Auch die Partitur der C-Dur-Sinfonie, die Wagner 1836 Mendelssohn überlassen hatte, wurde für Cosima ein wichtiges Thema. Da Friedrich Nietzsche mit dem Sohn Mendelssohns, dem in der Schweiz lebenden Historiker Carl Mendelssohn Bartholdy persönlich bekannt war, schrieb ihm Cosima am 22. August 1872:

"Der Stamm Levy bringt mich auf Professor Mendelssohn, ich möchte wissen ob er im Nachlass seines Vater's die Symphonie (Manuscript) die Wagner diesem zugeschickt – nicht geschenkt – hatte, gefunden, und ob er dieselbe Wagner zurückerstatten würde?
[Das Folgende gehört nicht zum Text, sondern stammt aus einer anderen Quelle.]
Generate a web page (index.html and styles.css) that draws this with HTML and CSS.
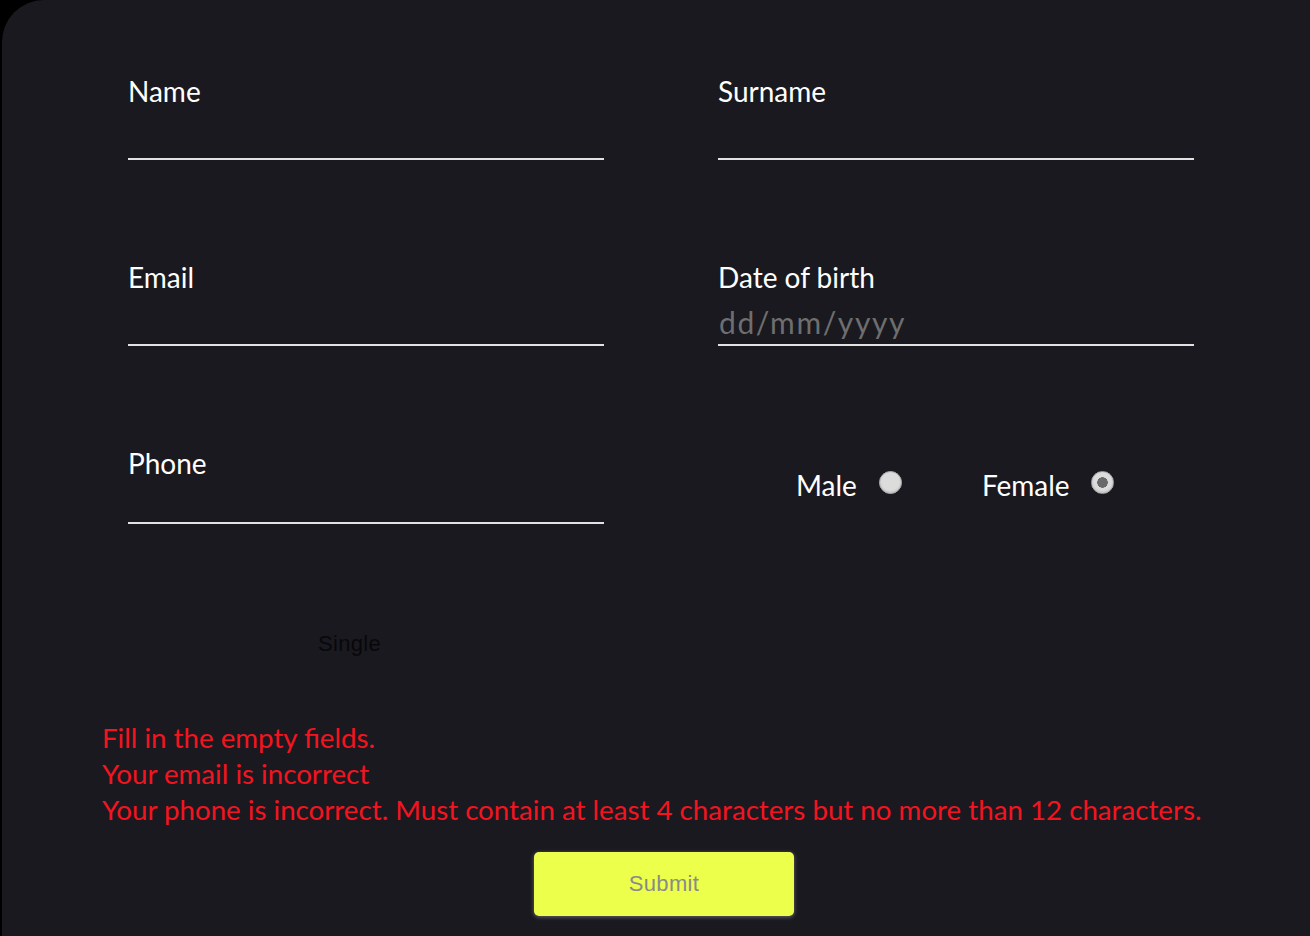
FILE: index.html
```html
<!DOCTYPE html>
<html lang="en">
<head>
<meta charset="utf-8">
<title>Form</title>
<link rel="stylesheet" href="styles.css">
</head>
<body>
<div class="card">
  <form class="form">
    <div class="grid">
      <div class="field">
        <label class="label">Name</label>
        <div class="input"></div>
      </div>
      <div class="field">
        <label class="label">Surname</label>
        <div class="input"></div>
      </div>
      <div class="field">
        <label class="label">Email</label>
        <div class="input"></div>
      </div>
      <div class="field">
        <label class="label">Date of birth</label>
        <div class="input"><span class="placeholder">dd/mm/yyyy</span></div>
      </div>
      <div class="field">
        <label class="label">Phone</label>
        <div class="input input-short"></div>
      </div>
      <div class="gender">
        <span class="opt">Male</span><span class="radio"></span>
        <span class="opt opt-f">Female</span><span class="radio checked"></span>
      </div>
    </div>
    <div class="status"><span>Single</span></div>
    <div class="errors">
      <p>Fill in the empty fields.</p>
      <p>Your email is incorrect</p>
      <p>Your phone is incorrect. Must contain at least 4 characters but no more than 12 characters.</p>
    </div>
    <div class="actions"><button type="button" class="submit">Submit</button></div>
  </form>
</div>
</body>
</html>
```
FILE: styles.css
```css
html, body {
  margin: 0;
  padding: 0;
  background: #000;
}
body {
  width: 1310px;
  height: 936px;
  overflow: hidden;
  font-family: Lato, "Liberation Sans", sans-serif;
}
.card {
  margin-left: 2px;
  height: 936px;
  background: #1a1920;
  border-top-left-radius: 42px;
  box-sizing: border-box;
  padding: 73px 0 0 126px;
}
.grid {
  display: grid;
  grid-template-columns: 476px 476px;
  column-gap: 114px;
  row-gap: 99px;
  align-items: start;
}
.field {
  display: flex;
  flex-direction: column;
}
.label {
  color: #fff;
  font-size: 28px;
  line-height: 34px;
  padding-top: 1px;
}
.input {
  height: 50px;
  border-bottom: 2px solid #e2e2e2;
  display: flex;
  align-items: flex-end;
}
.input-short {
  height: 42px;
}
.placeholder {
  color: #6e6e6e;
  font-size: 30px;
  line-height: 36px;
  letter-spacing: 1.6px;
  padding-left: 1px;
  padding-bottom: 4px;
}
.gender {
  display: flex;
  align-items: center;
  padding-left: 78px;
  padding-top: 17px;
  color: #fff;
  font-size: 28px;
}
.opt {
  line-height: 34px;
  padding-top: 6px;
}
.opt-f {
  margin-left: 80px;
}
.radio {
  width: 23px;
  height: 23px;
  border-radius: 50%;
  box-sizing: border-box;
  margin-left: 22px;
  background: #dcdcdc;
  border: 1px solid #a9a9a9;
  box-shadow: inset 0 -1px 2px rgba(0,0,0,0.15);
}
.radio.checked {
  margin-left: 21px;
  background: radial-gradient(circle, #6a6a6a 0 5px, #dcdcdc 5.5px);
}
.status {
  margin-top: 108px;
  padding-left: 190px;
  font-family: "Liberation Sans", Arial, sans-serif;
  font-size: 22px;
  letter-spacing: 0.3px;
  line-height: 24px;
  color: #08080b;
}
.errors {
  margin-left: -26px;
  margin-top: 64px;
  color: #f3141f;
  font-size: 27.7px;
  line-height: 36px;
}
.errors p {
  margin: 0;
}
.actions {
  margin-top: 24px;
  padding-left: 406px;
}
.submit {
  display: block;
  width: 260px;
  height: 64px;
  border: none;
  border-radius: 5px;
  background: #ecff4a;
  color: #8a8a8a;
  font-family: "Liberation Sans", Arial, sans-serif;
  font-size: 22px;
  letter-spacing: 0.3px;
  box-shadow: 0 1px 4px rgba(255,255,255,0.35);
}
```
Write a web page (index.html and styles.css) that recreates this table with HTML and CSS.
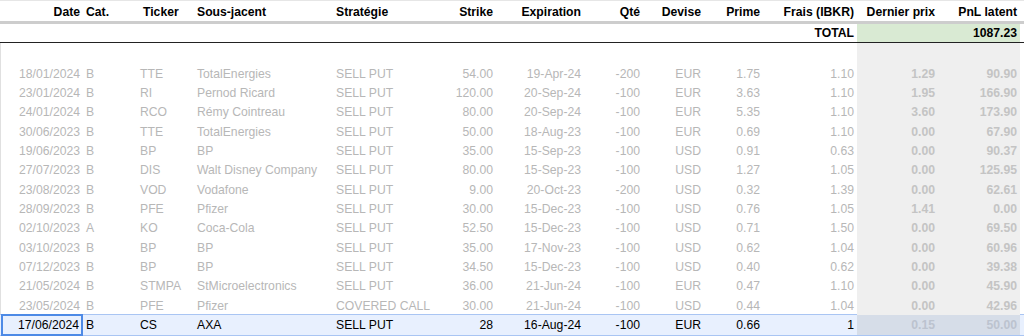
FILE: index.html
```html
<!DOCTYPE html>
<html lang="fr">
<head>
<meta charset="utf-8">
<title>Options</title>
<link rel="stylesheet" href="styles.css">
</head>
<body>
<div class="sheet">
  <div class="row head">
    <div class="c r">Date</div><div class="c">Cat.</div><div class="c tick">Ticker</div><div class="c">Sous-jacent</div><div class="c">Stratégie</div><div class="c r">Strike</div><div class="c r">Expiration</div><div class="c r">Qté</div><div class="c r">Devise</div><div class="c r">Prime</div><div class="c r">Frais (IBKR)</div><div class="c r">Dernier prix</div><div class="c r">PnL latent</div>
  </div>
  <div class="row total">
    <div class="c"></div><div class="c"></div><div class="c"></div><div class="c"></div><div class="c"></div><div class="c"></div><div class="c"></div><div class="c"></div><div class="c"></div><div class="c"></div><div class="c r">TOTAL</div><div class="c g"></div><div class="c r g">1087.23</div>
  </div>
  <div class="body">
    <div class="row data empty"><div class="c"></div><div class="c"></div><div class="c"></div><div class="c"></div><div class="c"></div><div class="c"></div><div class="c"></div><div class="c"></div><div class="c"></div><div class="c"></div><div class="c"></div><div class="c k"></div><div class="c k"></div></div>
    <div class="row data"><div class="c r">18/01/2024</div><div class="c">B</div><div class="c">TTE</div><div class="c">TotalEnergies</div><div class="c">SELL PUT</div><div class="c r">54.00</div><div class="c r">19-Apr-24</div><div class="c r">-200</div><div class="c r">EUR</div><div class="c r">1.75</div><div class="c r">1.10</div><div class="c r k">1.29</div><div class="c r k">90.90</div></div>
    <div class="row data"><div class="c r">23/01/2024</div><div class="c">B</div><div class="c">RI</div><div class="c">Pernod Ricard</div><div class="c">SELL PUT</div><div class="c r">120.00</div><div class="c r">20-Sep-24</div><div class="c r">-100</div><div class="c r">EUR</div><div class="c r">3.63</div><div class="c r">1.10</div><div class="c r k">1.95</div><div class="c r k">166.90</div></div>
    <div class="row data"><div class="c r">24/01/2024</div><div class="c">B</div><div class="c">RCO</div><div class="c">Rémy Cointreau</div><div class="c">SELL PUT</div><div class="c r">80.00</div><div class="c r">20-Sep-24</div><div class="c r">-100</div><div class="c r">EUR</div><div class="c r">5.35</div><div class="c r">1.10</div><div class="c r k">3.60</div><div class="c r k">173.90</div></div>
    <div class="row data"><div class="c r">30/06/2023</div><div class="c">B</div><div class="c">TTE</div><div class="c">TotalEnergies</div><div class="c">SELL PUT</div><div class="c r">50.00</div><div class="c r">18-Aug-23</div><div class="c r">-100</div><div class="c r">EUR</div><div class="c r">0.69</div><div class="c r">1.10</div><div class="c r k">0.00</div><div class="c r k">67.90</div></div>
    <div class="row data"><div class="c r">19/06/2023</div><div class="c">B</div><div class="c">BP</div><div class="c">BP</div><div class="c">SELL PUT</div><div class="c r">35.00</div><div class="c r">15-Sep-23</div><div class="c r">-100</div><div class="c r">USD</div><div class="c r">0.91</div><div class="c r">0.63</div><div class="c r k">0.00</div><div class="c r k">90.37</div></div>
    <div class="row data"><div class="c r">27/07/2023</div><div class="c">B</div><div class="c">DIS</div><div class="c">Walt Disney Company</div><div class="c">SELL PUT</div><div class="c r">80.00</div><div class="c r">15-Sep-23</div><div class="c r">-100</div><div class="c r">USD</div><div class="c r">1.27</div><div class="c r">1.05</div><div class="c r k">0.00</div><div class="c r k">125.95</div></div>
    <div class="row data"><div class="c r">23/08/2023</div><div class="c">B</div><div class="c">VOD</div><div class="c">Vodafone</div><div class="c">SELL PUT</div><div class="c r">9.00</div><div class="c r">20-Oct-23</div><div class="c r">-200</div><div class="c r">USD</div><div class="c r">0.32</div><div class="c r">1.39</div><div class="c r k">0.00</div><div class="c r k">62.61</div></div>
    <div class="row data"><div class="c r">28/09/2023</div><div class="c">B</div><div class="c">PFE</div><div class="c">Pfizer</div><div class="c">SELL PUT</div><div class="c r">30.00</div><div class="c r">15-Dec-23</div><div class="c r">-100</div><div class="c r">USD</div><div class="c r">0.76</div><div class="c r">1.05</div><div class="c r k">1.41</div><div class="c r k">0.00</div></div>
    <div class="row data"><div class="c r">02/10/2023</div><div class="c">A</div><div class="c">KO</div><div class="c">Coca-Cola</div><div class="c">SELL PUT</div><div class="c r">52.50</div><div class="c r">15-Dec-23</div><div class="c r">-100</div><div class="c r">USD</div><div class="c r">0.71</div><div class="c r">1.50</div><div class="c r k">0.00</div><div class="c r k">69.50</div></div>
    <div class="row data"><div class="c r">03/10/2023</div><div class="c">B</div><div class="c">BP</div><div class="c">BP</div><div class="c">SELL PUT</div><div class="c r">35.00</div><div class="c r">17-Nov-23</div><div class="c r">-100</div><div class="c r">USD</div><div class="c r">0.62</div><div class="c r">1.04</div><div class="c r k">0.00</div><div class="c r k">60.96</div></div>
    <div class="row data"><div class="c r">07/12/2023</div><div class="c">B</div><div class="c">BP</div><div class="c">BP</div><div class="c">SELL PUT</div><div class="c r">34.50</div><div class="c r">15-Dec-23</div><div class="c r">-100</div><div class="c r">USD</div><div class="c r">0.40</div><div class="c r">0.62</div><div class="c r k">0.00</div><div class="c r k">39.38</div></div>
    <div class="row data"><div class="c r">21/05/2024</div><div class="c">B</div><div class="c">STMPA</div><div class="c">StMicroelectronics</div><div class="c">SELL PUT</div><div class="c r">36.00</div><div class="c r">21-Jun-24</div><div class="c r">-100</div><div class="c r">EUR</div><div class="c r">0.47</div><div class="c r">1.10</div><div class="c r k">0.00</div><div class="c r k">45.90</div></div>
    <div class="row data"><div class="c r">23/05/2024</div><div class="c">B</div><div class="c">PFE</div><div class="c">Pfizer</div><div class="c">COVERED CALL</div><div class="c r">30.00</div><div class="c r">21-Jun-24</div><div class="c r">-100</div><div class="c r">USD</div><div class="c r">0.44</div><div class="c r">1.04</div><div class="c r k">0.00</div><div class="c r k">42.96</div></div>
    <div class="row data sel"><div class="c r cur">17/06/2024</div><div class="c">B</div><div class="c">CS</div><div class="c">AXA</div><div class="c">SELL PUT</div><div class="c r">28</div><div class="c r">16-Aug-24</div><div class="c r">-100</div><div class="c r">EUR</div><div class="c r">0.66</div><div class="c r">1</div><div class="c r k">0.15</div><div class="c r k">50.00</div></div>
  </div>
</div>
</body>
</html>
```
FILE: styles.css
```css
* { box-sizing: border-box; }
html, body { margin: 0; padding: 0; background: #fff; }
body {
  font-family: "Liberation Sans", Arial, sans-serif;
  font-size: 12.2px;
  color: #000;
  width: 1024px;
  height: 336px;
  overflow: hidden;
}
.sheet { display: flex; flex-direction: column; }
.row {
  display: grid;
  grid-template-columns: 83px 54px 57px 139px 103px 60px 88px 59px 61px 59px 94px 81px 82px;
  white-space: nowrap;
}
.c {
  padding: 0 3px;
  overflow: hidden;
  display: flex;
  align-items: center;
  min-width: 0;
}
.c.r { justify-content: flex-end; }
.head {
  height: 24px;
  border-top: 1px solid #e6e6e6;
  border-bottom: 3px solid #cdcdcd;
  font-weight: bold;
}
.head .c { padding-top: 1px; }
.head .tick { padding-left: 6px; }
.total {
  height: 19px;
  font-weight: bold;
  border-bottom: 1px solid #222;
}
.total .g { background: #d9ead3; }
.body { border-left: 1px solid #e0e0e0; }
.body .row { margin-left: -1px; }
.data { height: 19.35px; color: #b7b7b7; }
.data.empty { height: 21px; }
.data .k { background: #efefef; font-weight: bold; color: #c4c4c4; }
.data.sel {
  height: 22px;
  color: #000;
  background: #e8f0fe;
  border-top: 1px solid #a9c5f3;
  border-bottom: 1px solid #a9c5f3;
  margin-top: -1px;
}
.data.sel .k { background: #d6dde8; color: #bcc3cf; font-weight: bold; }
.data.sel .cur {
  border: 2px solid #4d8ae6;
  margin: -1px 0 -1px 1px;
  padding-right: 2px;
}
```
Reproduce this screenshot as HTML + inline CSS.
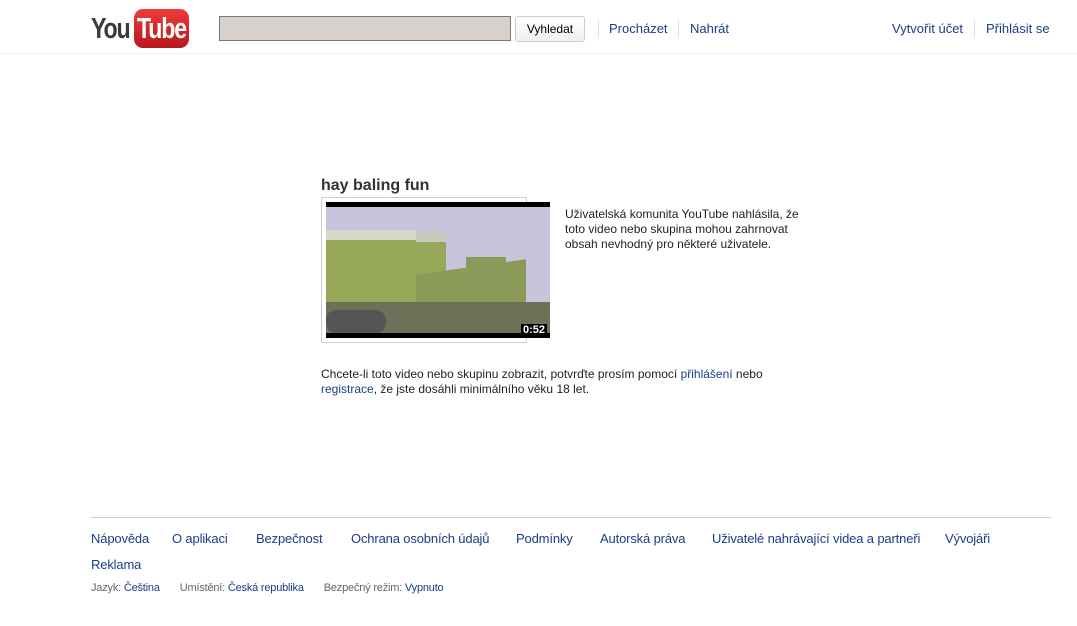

In der Erwartung dass das Werk durch Mendelssohn aufgeführt würde, hatte Wagner selbst nicht eine Kopie davon behalten, und nun verschwand sie spurlos".

Es entsprach offensichtlich keineswegs der Wahrheit, dass Wagner die gesuchte Partitur "nicht geschenkt" hatte. Aber die Suche nach dem Manuskript blieb ohne Erfolg. Wagner schloss daraus sofort, Mendelssohn habe die Sinfonie "wahrscheinlich vernichtet", da "ihm darin sich Anlagen offenbarten, welche ihm unangenehm waren". Fünf Jahre später tauchten schließlich die Orchesterstimmen der Sinfonie wieder auf, die Wagner 1849 bei seiner Flucht aus Dresden zurückgelassen hatte. Am Weihnachtsabend 1882 ließ Wagner anlässlich des 45. Geburtstags von Cosima die Sinfonie im Theater La Venice in Venedig aufführen. Er wollte, nur zwei Monate vor seinem Tod, seine Überlegenheit noch einmal demonstrieren.